(begin)

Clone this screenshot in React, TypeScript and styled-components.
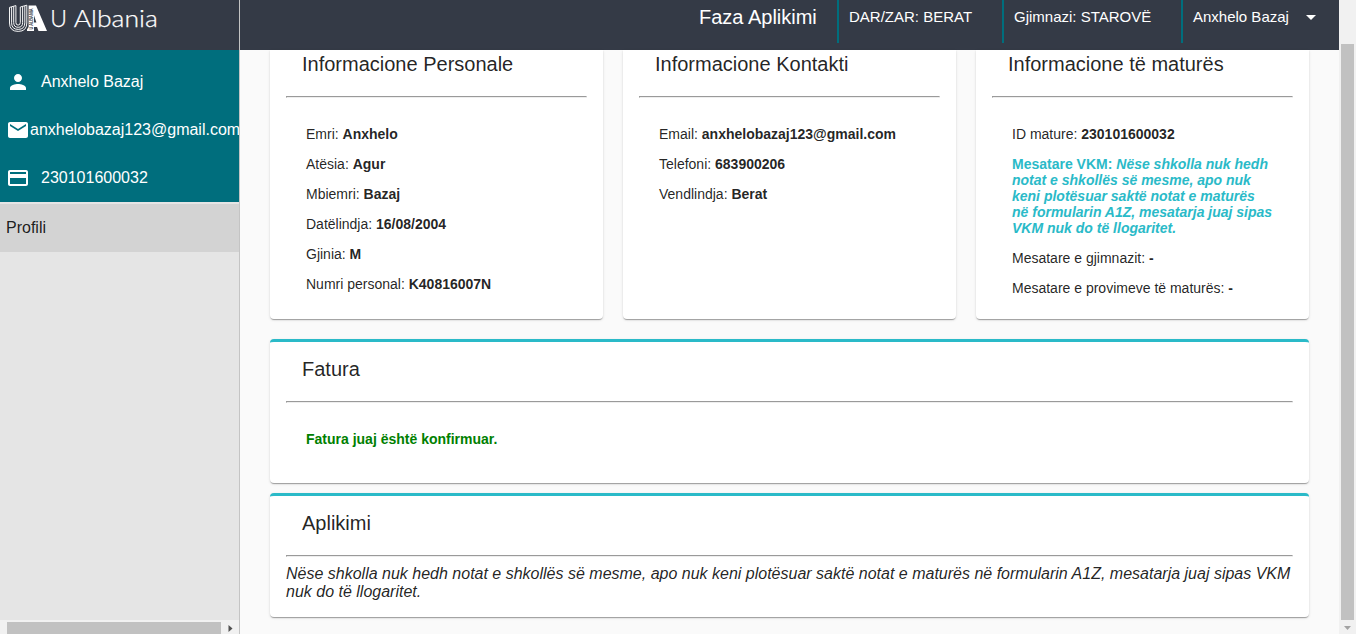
import React from "react";
import styled, { createGlobalStyle } from "styled-components";

const Global = createGlobalStyle`
  * { box-sizing: border-box; }
  body { margin: 0; overflow: hidden; background: #fafafa; }
  p, h2 { margin: 0; font-weight: 400; }
`;

const Shell = styled.div`
  display: flex;
  width: 1356px;
  height: 634px;
  overflow: hidden;
  font-family: "Liberation Sans", Arial, sans-serif;
  color: rgba(0, 0, 0, 0.87);
`;

const Sidebar = styled.aside`
  display: flex;
  flex-direction: column;
  width: 240px;
  flex: none;
  background: #e5e5e5;
  border-right: 1px solid #c4c4c4;
  overflow: hidden;
`;

const Brand = styled.div`
  height: 50px;
  flex: none;
  padding: 4px 0 0 8px;
  background: #343a46;
`;

const Account = styled.div`
  height: 152px;
  flex: none;
  padding-top: 8px;
  margin-bottom: 2px;
  background: #006e7d;
  color: #fff;
`;

const AccountRow = styled.div<{ $gap: number }>`
  display: flex;
  align-items: center;
  gap: ${(p) => p.$gap}px;
  height: 48px;
  padding-left: 6px;
  font-size: 16px;
  white-space: nowrap;

  svg { flex: none; fill: #fff; }
`;

const NavItem = styled.div`
  height: 48px;
  flex: none;
  padding: 0 6px;
  background: #d3d3d3;
  font-size: 16px;
  line-height: 47px;
`;

const HorizontalBar = styled.div`
  display: flex;
  align-items: flex-end;
  justify-content: space-between;
  height: 14px;
  margin-top: auto;
  padding: 0 6px 0 7px;
  background: #f1f1f1;
`;

const HorizontalThumb = styled.div`
  width: 214px;
  height: 12px;
  background: #c1c1c1;
`;

const Page = styled.div`
  display: flex;
  flex-direction: column;
  width: 1099px;
  flex: none;
`;

const Header = styled.header`
  display: flex;
  justify-content: flex-end;
  height: 50px;
  flex: none;
  background: #343a46;
  color: #fff;
`;

const Phase = styled.div`
  width: 138px;
  font-size: 20px;
  line-height: 34px;
`;

const HeaderCell = styled.div<{ $width: number; $pad: number }>`
  display: flex;
  align-items: center;
  width: ${(p) => p.$width}px;
  height: 43px;
  padding: 0 0 10px ${(p) => p.$pad}px;
  border-left: 2px solid #006e7d;
  font-size: 15px;
  white-space: nowrap;

  svg { margin: 2px 0 0 17px; fill: #fff; }
`;

const Content = styled.main`
  display: flex;
  flex-direction: column;
  flex: 1;
  padding: 0 30px;
  background: #fafafa;
`;

const Columns = styled.div`
  display: grid;
  grid-template-columns: repeat(3, 1fr);
  gap: 20px;
  height: 269px;
  margin-bottom: 20px;
`;

const Card = styled.section<{ $height?: number; $flush?: boolean }>`
  height: ${(p) => (p.$height ? `${p.$height}px` : "auto")};
  margin-bottom: ${(p) => (p.$flush ? 0 : 10)}px;
  padding: 0 16px;
  background: #fff;
  border-top: ${(p) => (p.$flush ? "none" : "3px solid #2abac8")};
  border-radius: ${(p) => (p.$flush ? "0 0 4px 4px" : "4px")};
  box-shadow: 0 2px 1px -1px rgba(0, 0, 0, 0.2), 0 1px 1px rgba(0, 0, 0, 0.14),
    0 1px 3px rgba(0, 0, 0, 0.12);
`;

const Title = styled.h2<{ $top: number }>`
  padding: ${(p) => p.$top}px 16px 20px;
  font-size: 20px;
  line-height: 24px;
`;

const Rule = styled.hr`
  height: 2px;
  margin: 0;
  border: 1px solid;
  border-color: #9a9a9a #eeeeee #eeeeee #9a9a9a;
`;

const Fields = styled.div`
  display: flex;
  flex-direction: column;
  gap: 14px;
  padding: 28px 20px 0;
  font-size: 14px;
  line-height: 16px;
`;

const Average = styled.p`
  color: #2abac8;
  font-weight: 700;
`;

const Confirmed = styled.p`
  color: #008000;
  font-weight: 700;
`;

const Notice = styled.p`
  padding-top: 8px;
  font-size: 16px;
  font-style: italic;
  line-height: 18px;
`;

const VerticalBar = styled.div`
  display: flex;
  flex-direction: column;
  align-items: center;
  width: 17px;
  flex: none;
  padding-top: 44px;
  background: #f1f1f1;

  svg { margin-top: 6px; }
`;

const VerticalThumb = styled.div`
  width: 13px;
  height: 576px;
  background: #c1c1c1;
`;

const Logo = () => (
  <svg width="152" height="32" viewBox="0 0 152 32">
    <g fill="none" stroke="#fff" strokeWidth="0.95">
      <path d="M1.5 3.4L7.9 1.6V18.5q0 2.6 2.2 2.6t2.2-2.6V3L18.8 1.2V19q0 8.4-8.6 8.4T1.5 19Z" />
      <path d="M3.6 3V18.8q0 6.6 6.6 6.6t6.6-6.6V2" />
      <path d="M5.7 2.4V18.6q0 4.7 4.5 4.7t4.4-4.7V2.6" />
    </g>
    <path d="M20.6 1.5H28L39 27H30.5L29 23H26V27H19V25.5L20.6 23Z" fill="#fff" />
    <path d="M26 11.5L28.4 18.5H26Z" fill="#343a46" />
    <text
      transform="translate(24.6 25.5) rotate(-90)"
      fontFamily="Liberation Sans"
      fontSize="5"
      fontWeight="700"
      fill="#343a46"
      textLength="21"
      lengthAdjust="spacingAndGlyphs"
    >
      U ALBANIA
    </text>
    <g
      fontFamily="Lato, sans-serif"
      fontSize="23"
      fontWeight="300"
      fill="#fff"
      stroke="#fff"
      strokeWidth="0.25"
    >
      <text x="42.2" y="23.2">U</text>
      <text x="65.8" y="23.2" textLength="84" lengthAdjust="spacingAndGlyphs">
        Albania
      </text>
    </g>
  </svg>
);

const MaterialIcon = ({ d }: { d: string }) => (
  <svg width="24" height="24" viewBox="0 0 24 24">
    <path d={d} />
  </svg>
);

const PERSON =
  "M12 12c2.21 0 4-1.79 4-4s-1.79-4-4-4-4 1.79-4 4 1.79 4 4 4zm0 2c-2.67 0-8 1.34-8 4v2h16v-2c0-2.66-5.33-4-8-4z";
const MAIL =
  "M20 4H4c-1.1 0-1.99.9-1.99 2L2 18c0 1.1.9 2 2 2h16c1.1 0 2-.9 2-2V6c0-1.1-.9-2-2-2zm0 4l-8 5-8-5V6l8 5 8-5v2z";
const PAYMENT =
  "M20 4H4c-1.11 0-1.99.89-1.99 2L2 18c0 1.11.89 2 2 2h16c1.11 0 2-.89 2-2V6c0-1.11-.89-2-2-2zm0 14H4v-6h16v6zm0-10H4V6h16v2z";

type Field = [string, string];

const personal: Field[] = [
  ["Emri", "Anxhelo"],
  ["Atësia", "Agur"],
  ["Mbiemri", "Bazaj"],
  ["Datëlindja", "16/08/2004"],
  ["Gjinia", "M"],
  ["Numri personal", "K40816007N"],
];

const contact: Field[] = [
  ["Email", "anxhelobazaj123@gmail.com"],
  ["Telefoni", "683900206"],
  ["Vendlindja", "Berat"],
];

const Entry = ({ field: [label, value] }: { field: Field }) => (
  <p>
    {label}: <b>{value}</b>
  </p>
);

export default function App() {
  return (
    <>
      <Global />
      <Shell>
        <Sidebar>
          <Brand>
            <Logo />
          </Brand>
          <Account>
            <AccountRow $gap={11}>
              <MaterialIcon d={PERSON} />
              Anxhelo Bazaj
            </AccountRow>
            <AccountRow $gap={0}>
              <MaterialIcon d={MAIL} />
              anxhelobazaj123@gmail.com
            </AccountRow>
            <AccountRow $gap={11}>
              <MaterialIcon d={PAYMENT} />
              230101600032
            </AccountRow>
          </Account>
          <NavItem>Profili</NavItem>
          <HorizontalBar>
            <HorizontalThumb />
            <svg width="5" height="12" viewBox="0 0 5 12">
              <path d="M0.5 3L4.5 6.5L0.5 10Z" fill="#505050" />
            </svg>
          </HorizontalBar>
        </Sidebar>
        <Page>
          <Header>
            <Phase>Faza Aplikimi</Phase>
            <HeaderCell $width={165} $pad={10}>DAR/ZAR: BERAT</HeaderCell>
            <HeaderCell $width={179} $pad={10}>Gjimnazi: STAROVË</HeaderCell>
            <HeaderCell $width={158} $pad={10}>
              Anxhelo Bazaj
              <svg width="10" height="5" viewBox="0 0 10 5">
                <path d="M0 0H10L5 5Z" />
              </svg>
            </HeaderCell>
          </Header>
          <Content>
            <Columns>
              <Card $flush>
                <Title $top={2}>Informacione Personale</Title>
                <Rule />
                <Fields>
                  {personal.map((f) => (
                    <Entry key={f[0]} field={f} />
                  ))}
                </Fields>
              </Card>
              <Card $flush>
                <Title $top={2}>Informacione Kontakti</Title>
                <Rule />
                <Fields>
                  {contact.map((f) => (
                    <Entry key={f[0]} field={f} />
                  ))}
                </Fields>
              </Card>
              <Card $flush>
                <Title $top={2}>Informacione të maturës</Title>
                <Rule />
                <Fields>
                  <Entry field={["ID mature", "230101600032"]} />
                  <Average>
                    Mesatare VKM:{" "}
                    <i>
                      Nëse shkolla nuk hedh notat e shkollës së mesme, apo nuk keni plotësuar saktë
                      notat e maturës në formularin A1Z, mesatarja juaj sipas VKM nuk do të
                      llogaritet.
                    </i>
                  </Average>
                  <Entry field={["Mesatare e gjimnazit", "-"]} />
                  <Entry field={["Mesatare e provimeve të maturës", "-"]} />
                </Fields>
              </Card>
            </Columns>
            <Card $height={144}>
              <Title $top={15}>Fatura</Title>
              <Rule />
              <Fields>
                <Confirmed>Fatura juaj është konfirmuar.</Confirmed>
              </Fields>
            </Card>
            <Card $height={124}>
              <Title $top={15}>Aplikimi</Title>
              <Rule />
              <Notice>
                Nëse shkolla nuk hedh notat e shkollës së mesme, apo nuk keni plotësuar saktë notat
                e maturës në formularin A1Z, mesatarja juaj sipas VKM nuk do të llogaritet.
              </Notice>
            </Card>
          </Content>
        </Page>
        <VerticalBar>
          <VerticalThumb />
          <svg width="7" height="4" viewBox="0 0 7 4">
            <path d="M0 0H7L3.5 4Z" fill="#a3a3a3" />
          </svg>
        </VerticalBar>
      </Shell>
    </>
  );
}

(end)

PROBLEM TO WORK ON: Report all lines of the data that include the word "components".

TASK RESPONSE:
Clone this screenshot in React, TypeScript and styled-components.
import styled, { createGlobalStyle } from "styled-components";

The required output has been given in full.